◆ **Prompt**
Reproduce the material word for word; the images stay out.

◆ **Given material**
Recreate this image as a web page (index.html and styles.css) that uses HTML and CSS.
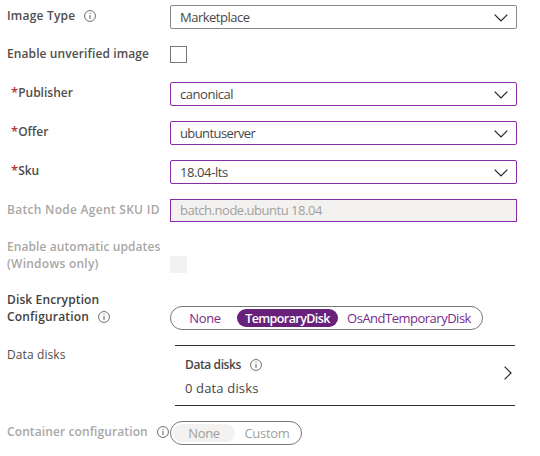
FILE: index.html
```html
<!DOCTYPE html>
<html lang="en">
<head>
<meta charset="utf-8">
<title>Pool image configuration</title>
<link rel="stylesheet" href="styles.css">
</head>
<body>
<svg class="defs" width="0" height="0" aria-hidden="true">
  <symbol id="info" viewBox="0 0 12 12"><circle cx="6" cy="6" r="5.45" fill="none" stroke="currentColor" stroke-width="0.9"/><path d="M6 5v4M6 2.9v1.1" fill="none" stroke="currentColor" stroke-width="1"/></symbol>
  <symbol id="down" viewBox="0 0 14 8"><path d="M.7.7L7 7 13.300.7" fill="none" stroke="#222" stroke-width="1.2"/></symbol>
  <symbol id="right" viewBox="0 0 8 14"><path d="M.6.6L7 7 .6 13.400" fill="none" stroke="#222" stroke-width="1.2"/></symbol>
</svg>
<form class="form">
  <div class="row r-type"><div class="label"><span class="t-type">Image Type</span><svg class="info"><use href="#info"/></svg></div>
    <div class="select gray"><span class="t-market">Marketplace</span><svg class="down"><use href="#down"/></svg></div></div>
  <div class="row r-unverified"><div class="label"><span class="t-unverified">Enable unverified image</span></div><div class="check"></div></div>
  <div class="row r-pick"><div class="label required"><b>*</b><span class="t-publisher">Publisher</span></div>
    <div class="select"><span class="t-canonical">canonical</span><svg class="down"><use href="#down"/></svg></div></div>
  <div class="row r-pick"><div class="label required"><b>*</b><span class="t-offer">Offer</span></div>
    <div class="select"><span class="t-ubuntu">ubuntuserver</span><svg class="down"><use href="#down"/></svg></div></div>
  <div class="row r-pick"><div class="label required"><b>*</b><span class="t-sku">Sku</span></div>
    <div class="select"><span class="t-lts">18.04-lts</span><svg class="down"><use href="#down"/></svg></div></div>
  <div class="row r-pick"><div class="label muted"><span class="t-agent">Batch Node Agent SKU ID</span></div>
    <div class="select disabled"><span class="t-node">batch.node.ubuntu 18.04</span></div></div>
  <div class="row r-updates"><div class="label muted"><span class="t-auto">Enable automatic updates</span><br><span class="t-win">(Windows only)</span></div><div class="check off"></div></div>
  <div class="row r-disk"><div class="label dark"><span class="t-disk">Disk Encryption</span><br><span class="t-config">Configuration</span><svg class="info"><use href="#info"/></svg></div>
    <div class="pills wide"><span class="pill"><span class="t-none">None</span></span><span class="pill on"><span class="t-temp">TemporaryDisk</span></span><span class="pill"><span class="t-os">OsAndTemporaryDisk</span></span></div></div>
  <div class="row r-data"><div class="label plain"><span class="t-data">Data disks</span></div>
    <div class="panel"><div><div class="panel-title"><span class="t-ptitle">Data disks</span><svg class="info"><use href="#info"/></svg></div><div class="panel-value"><span class="t-pvalue">0 data disks</span></div></div><svg class="right"><use href="#right"/></svg></div></div>
  <div class="row r-container"><div class="label muted"><span class="t-container">Container configuration</span><svg class="info"><use href="#info"/></svg></div>
    <div class="pills narrow"><span class="pill"><span class="t-none">None</span></span><span class="pill"><span class="t-custom">Custom</span></span></div></div>
</form>
</body>
</html>
```
FILE: styles.css
```css
* { box-sizing: border-box; }
body { margin: 0; background: #fff; color: #484644; font: 13px/17px "Open Sans", "Noto Sans", sans-serif; }
.defs { display: block; }
.form { width: 540px; height: 456px; }
.row { display: grid; grid-template-columns: 170px 347px; align-items: start; height: 39px; }
.r-type { height: 38px; }
.r-updates { height: 53px; }
.r-disk { height: 54px; }
.r-data { height: 73px; }
.r-container { height: 43px; }
.label { padding: 7px 0 0 7px; font-size: 12px; font-weight: 600; white-space: nowrap; color: #504e4c; }
.r-updates .label, .r-disk .label { padding-top: 5px; }
.r-data .label { padding-top: 6px; }
.r-container .label { padding-top: 10px; }
.label.required { padding-left: 11px; }
.required b { color: #b0343a; font-size: 13px; font-weight: 600; }
.label.muted { color: #a9a7a5; }
.label.dark { color: #444240; }
.label.plain { font-weight: 400; }
.info { width: 12px; height: 12px; margin-left: 9px; vertical-align: -2px; color: #605e5c; }
.select { display: flex; align-items: center; justify-content: space-between; height: 24px; margin-top: 5px; padding: 1px 8px 0 9px; border: 1px solid #8a2da5; border-radius: 2px; }
.select.gray { border-color: #8a8886; }
.select.disabled { height: 23px; padding-top: 0; border-radius: 0; background: #f3f2f1; color: #a19f9d; }
.down { width: 14px; height: 8px; }
.check { width: 17px; height: 17px; margin-top: 8px; border: 1px solid #777; }
.check.off { margin-top: 23px; border: 0; background: #f2f2f2; }
.pills { display: grid; height: 24px; padding: 2px; border: 1px solid #777; border-radius: 12px; color: #7a2a8c; }
.wide { width: 313px; margin-top: 20px; grid-template-columns: 64px 101px 1fr; }
.narrow { width: 132px; margin-top: 8px; grid-template-columns: 62px 1fr; color: #a19f9d; }
.pill { display: flex; align-items: center; justify-content: center; height: 18px; border-radius: 9px; }
.pill.on { background: #68217a; color: #fff; font-size: 12.5px; font-weight: 600; }
.narrow .pill:first-child { background: #f3f2f1; }
.panel { display: flex; justify-content: space-between; align-items: center; width: 340px; height: 61px; margin: 5px 0 0 5px; padding: 1px 3px 0 10px; border: solid #323130; border-width: 1px 0; }
.panel-title { font-size: 12px; font-weight: 600; }
.panel-value { margin-top: 7px; }
.right { width: 8px; height: 14px; margin-top: -6px; }

.t-type { letter-spacing: .2px; }
.t-market { letter-spacing: -.5px; }
.t-unverified { letter-spacing: .1px; }
.t-canonical { letter-spacing: -.45px; }
.t-ubuntu { letter-spacing: -.6px; }
.t-lts { letter-spacing: -.4px; }
.t-agent { letter-spacing: .28px; }
.t-node { letter-spacing: -.48px; }
.t-auto { letter-spacing: .08px; }
.t-win { letter-spacing: .25px; }
.t-disk { letter-spacing: .13px; }
.t-config { letter-spacing: .18px; }
.t-none { letter-spacing: -.4px; }
.t-temp { letter-spacing: -.58px; }
.t-os { letter-spacing: -.5px; }
.t-custom { letter-spacing: -.3px; }
.t-data { letter-spacing: .1px; }
.t-ptitle { letter-spacing: -.4px; }
.t-pvalue { letter-spacing: .15px; }
.t-container { letter-spacing: .1px; }
```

◆ **Exercise response**
Recreate this image as a web page (index.html and styles.css) that uses HTML and CSS.
FILE: index.html
```html
<!DOCTYPE html>
<html lang="en">
<head>
<meta charset="utf-8">
<title>Pool image configuration</title>
<link rel="stylesheet" href="styles.css">
</head>
<body>
<svg class="defs" width="0" height="0" aria-hidden="true">
  <symbol id="info" viewBox="0 0 12 12"><circle cx="6" cy="6" r="5.45" fill="none" stroke="currentColor" stroke-width="0.9"/><path d="M6 5v4M6 2.9v1.1" fill="none" stroke="currentColor" stroke-width="1"/></symbol>
  <symbol id="down" viewBox="0 0 14 8"><path d="M.7.7L7 7 13.300.7" fill="none" stroke="#222" stroke-width="1.2"/></symbol>
  <symbol id="right" viewBox="0 0 8 14"><path d="M.6.6L7 7 .6 13.400" fill="none" stroke="#222" stroke-width="1.2"/></symbol>
</svg>
<form class="form">
  <div class="row r-type"><div class="label"><span class="t-type">Image Type</span><svg class="info"><use href="#info"/></svg></div>
    <div class="select gray"><span class="t-market">Marketplace</span><svg class="down"><use href="#down"/></svg></div></div>
  <div class="row r-unverified"><div class="label"><span class="t-unverified">Enable unverified image</span></div><div class="check"></div></div>
  <div class="row r-pick"><div class="label required"><b>*</b><span class="t-publisher">Publisher</span></div>
    <div class="select"><span class="t-canonical">canonical</span><svg class="down"><use href="#down"/></svg></div></div>
  <div class="row r-pick"><div class="label required"><b>*</b><span class="t-offer">Offer</span></div>
    <div class="select"><span class="t-ubuntu">ubuntuserver</span><svg class="down"><use href="#down"/></svg></div></div>
  <div class="row r-pick"><div class="label required"><b>*</b><span class="t-sku">Sku</span></div>
    <div class="select"><span class="t-lts">18.04-lts</span><svg class="down"><use href="#down"/></svg></div></div>
  <div class="row r-pick"><div class="label muted"><span class="t-agent">Batch Node Agent SKU ID</span></div>
    <div class="select disabled"><span class="t-node">batch.node.ubuntu 18.04</span></div></div>
  <div class="row r-updates"><div class="label muted"><span class="t-auto">Enable automatic updates</span><br><span class="t-win">(Windows only)</span></div><div class="check off"></div></div>
  <div class="row r-disk"><div class="label dark"><span class="t-disk">Disk Encryption</span><br><span class="t-config">Configuration</span><svg class="info"><use href="#info"/></svg></div>
    <div class="pills wide"><span class="pill"><span class="t-none">None</span></span><span class="pill on"><span class="t-temp">TemporaryDisk</span></span><span class="pill"><span class="t-os">OsAndTemporaryDisk</span></span></div></div>
  <div class="row r-data"><div class="label plain"><span class="t-data">Data disks</span></div>
    <div class="panel"><div><div class="panel-title"><span class="t-ptitle">Data disks</span><svg class="info"><use href="#info"/></svg></div><div class="panel-value"><span class="t-pvalue">0 data disks</span></div></div><svg class="right"><use href="#right"/></svg></div></div>
  <div class="row r-container"><div class="label muted"><span class="t-container">Container configuration</span><svg class="info"><use href="#info"/></svg></div>
    <div class="pills narrow"><span class="pill"><span class="t-none">None</span></span><span class="pill"><span class="t-custom">Custom</span></span></div></div>
</form>
</body>
</html>
```
FILE: styles.css
```css
* { box-sizing: border-box; }
body { margin: 0; background: #fff; color: #484644; font: 13px/17px "Open Sans", "Noto Sans", sans-serif; }
.defs { display: block; }
.form { width: 540px; height: 456px; }
.row { display: grid; grid-template-columns: 170px 347px; align-items: start; height: 39px; }
.r-type { height: 38px; }
.r-updates { height: 53px; }
.r-disk { height: 54px; }
.r-data { height: 73px; }
.r-container { height: 43px; }
.label { padding: 7px 0 0 7px; font-size: 12px; font-weight: 600; white-space: nowrap; color: #504e4c; }
.r-updates .label, .r-disk .label { padding-top: 5px; }
.r-data .label { padding-top: 6px; }
.r-container .label { padding-top: 10px; }
.label.required { padding-left: 11px; }
.required b { color: #b0343a; font-size: 13px; font-weight: 600; }
.label.muted { color: #a9a7a5; }
.label.dark { color: #444240; }
.label.plain { font-weight: 400; }
.info { width: 12px; height: 12px; margin-left: 9px; vertical-align: -2px; color: #605e5c; }
.select { display: flex; align-items: center; justify-content: space-between; height: 24px; margin-top: 5px; padding: 1px 8px 0 9px; border: 1px solid #8a2da5; border-radius: 2px; }
.select.gray { border-color: #8a8886; }
.select.disabled { height: 23px; padding-top: 0; border-radius: 0; background: #f3f2f1; color: #a19f9d; }
.down { width: 14px; height: 8px; }
.check { width: 17px; height: 17px; margin-top: 8px; border: 1px solid #777; }
.check.off { margin-top: 23px; border: 0; background: #f2f2f2; }
.pills { display: grid; height: 24px; padding: 2px; border: 1px solid #777; border-radius: 12px; color: #7a2a8c; }
.wide { width: 313px; margin-top: 20px; grid-template-columns: 64px 101px 1fr; }
.narrow { width: 132px; margin-top: 8px; grid-template-columns: 62px 1fr; color: #a19f9d; }
.pill { display: flex; align-items: center; justify-content: center; height: 18px; border-radius: 9px; }
.pill.on { background: #68217a; color: #fff; font-size: 12.5px; font-weight: 600; }
.narrow .pill:first-child { background: #f3f2f1; }
.panel { display: flex; justify-content: space-between; align-items: center; width: 340px; height: 61px; margin: 5px 0 0 5px; padding: 1px 3px 0 10px; border: solid #323130; border-width: 1px 0; }
.panel-title { font-size: 12px; font-weight: 600; }
.panel-value { margin-top: 7px; }
.right { width: 8px; height: 14px; margin-top: -6px; }

.t-type { letter-spacing: .2px; }
.t-market { letter-spacing: -.5px; }
.t-unverified { letter-spacing: .1px; }
.t-canonical { letter-spacing: -.45px; }
.t-ubuntu { letter-spacing: -.6px; }
.t-lts { letter-spacing: -.4px; }
.t-agent { letter-spacing: .28px; }
.t-node { letter-spacing: -.48px; }
.t-auto { letter-spacing: .08px; }
.t-win { letter-spacing: .25px; }
.t-disk { letter-spacing: .13px; }
.t-config { letter-spacing: .18px; }
.t-none { letter-spacing: -.4px; }
.t-temp { letter-spacing: -.58px; }
.t-os { letter-spacing: -.5px; }
.t-custom { letter-spacing: -.3px; }
.t-data { letter-spacing: .1px; }
.t-ptitle { letter-spacing: -.4px; }
.t-pvalue { letter-spacing: .15px; }
.t-container { letter-spacing: .1px; }
```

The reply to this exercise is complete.